Unerheblich ist der Vortrag des Klägers, seine Nachforschungen hätten ergeben, dass der Inhaber des Handwerksbetriebes mittlerweile verstorben und der Betrieb aufgelöst worden sei. Es kann dahingestellt bleiben, ob der Kläger hierauf bereits in der mündlichen Verhandlung am 1. Dezember 1999 hingewiesen hat. Das Sitzungsprotokoll enthält hierzu jedenfalls keine Angaben. Selbst wenn der frühere Inhaber des Betriebes nicht vernommen werden könnte, bleibt zu prüfen, ob anderweitig Zeugen zum Nachweis der betrieblichen Veranlassung der Aufwendungen zur Verfügung stehen. Nach Aktenlage kommen als Zeugen beispielsweise die damaligen Vermieter der Praxisräume in Betracht, an die die Räume kurze Zeit später übergeben wurden. Auch ist anzunehmen, dass der Kläger in seiner Praxis Angestellte beschäftigt hat. Da der Kläger die objektive Feststellungslast trägt, ist er ggf. nach § 76 Abs. 1 Satz 2 FGO zudem verpflichtet, beim Auffinden möglicher weiterer Zeugen mitzuwirken.
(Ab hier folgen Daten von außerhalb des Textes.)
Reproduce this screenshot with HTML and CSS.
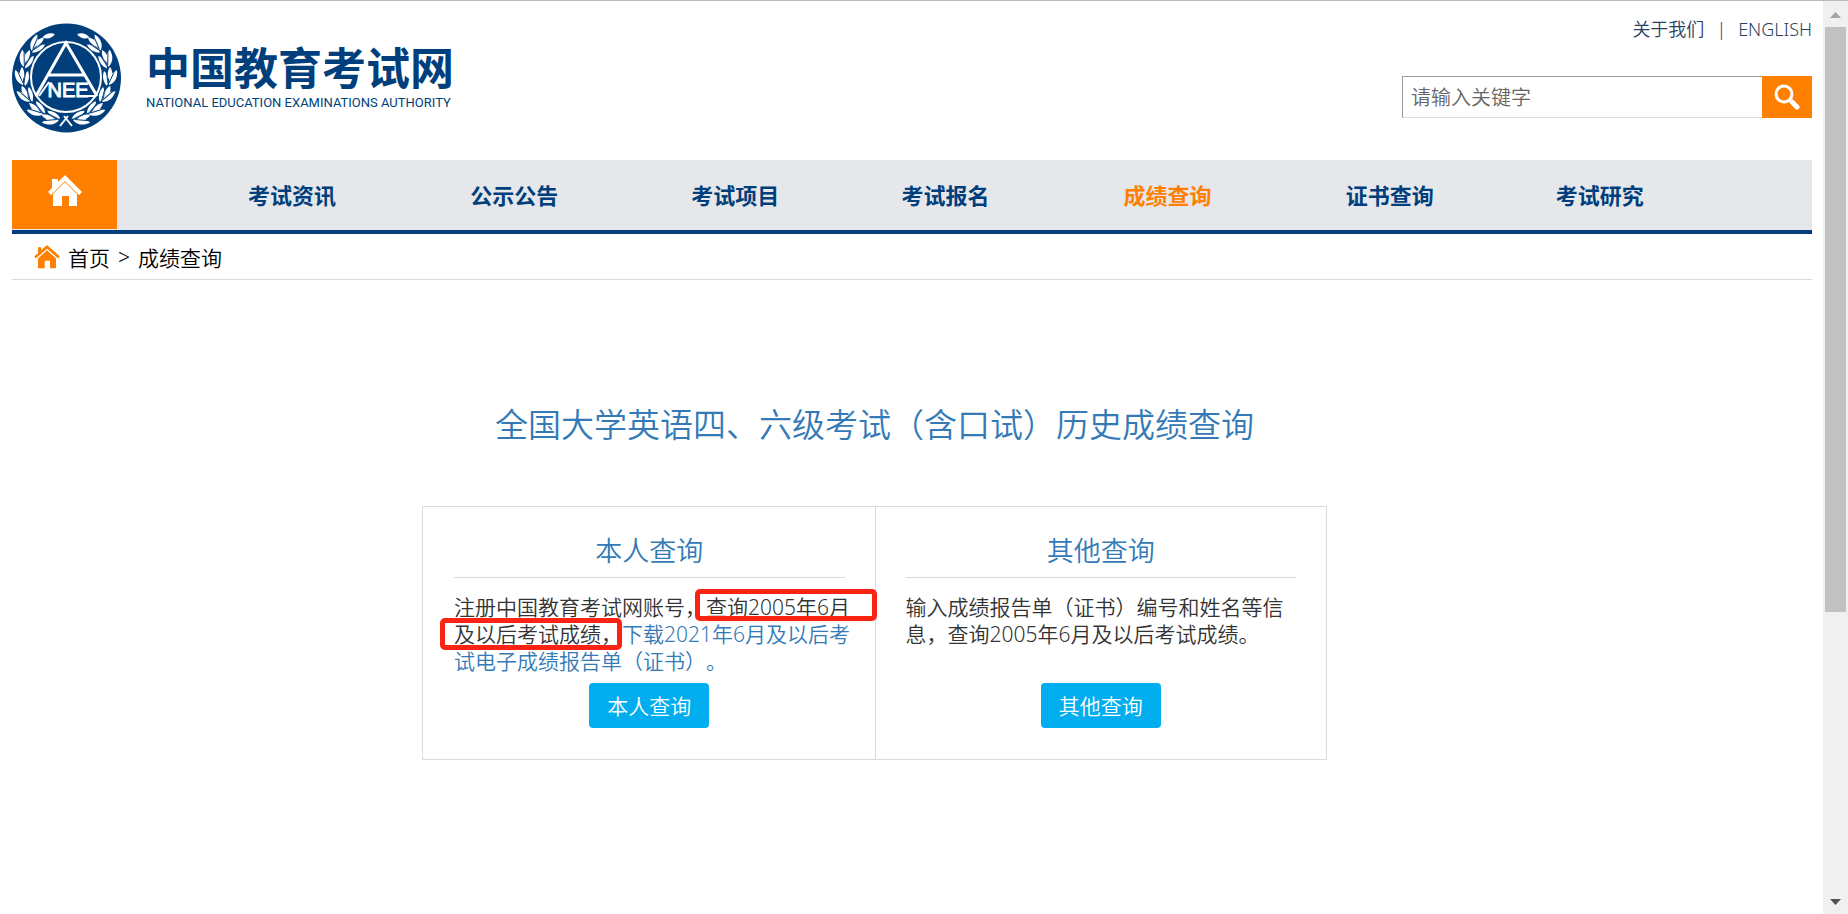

3. Die Aufhebung der Vorentscheidung und die Zurückverweisung an das FG im Beschlussverfahren stützt sich auf § 116 Abs. 6 FGO in der ab 1. Januar 2001 geltenden Fassung. Die Überleitungsvorschrift des Art. 4 2.FGOÄndG betrifft nur die Zulässigkeit eines Rechtsbehelfs gegen vor dem 1. Januar 2001 verkündete oder zugestellte Entscheidungen. Im Übrigen aber ist das 2.FGOÄndG und damit auch § 116 Abs. 6 FGO am 1. Januar 2001 in Kraft getreten.
Die Entscheidung ergeht nach § 116 Abs. 5 FGO n.F. mit Kurzbegründung.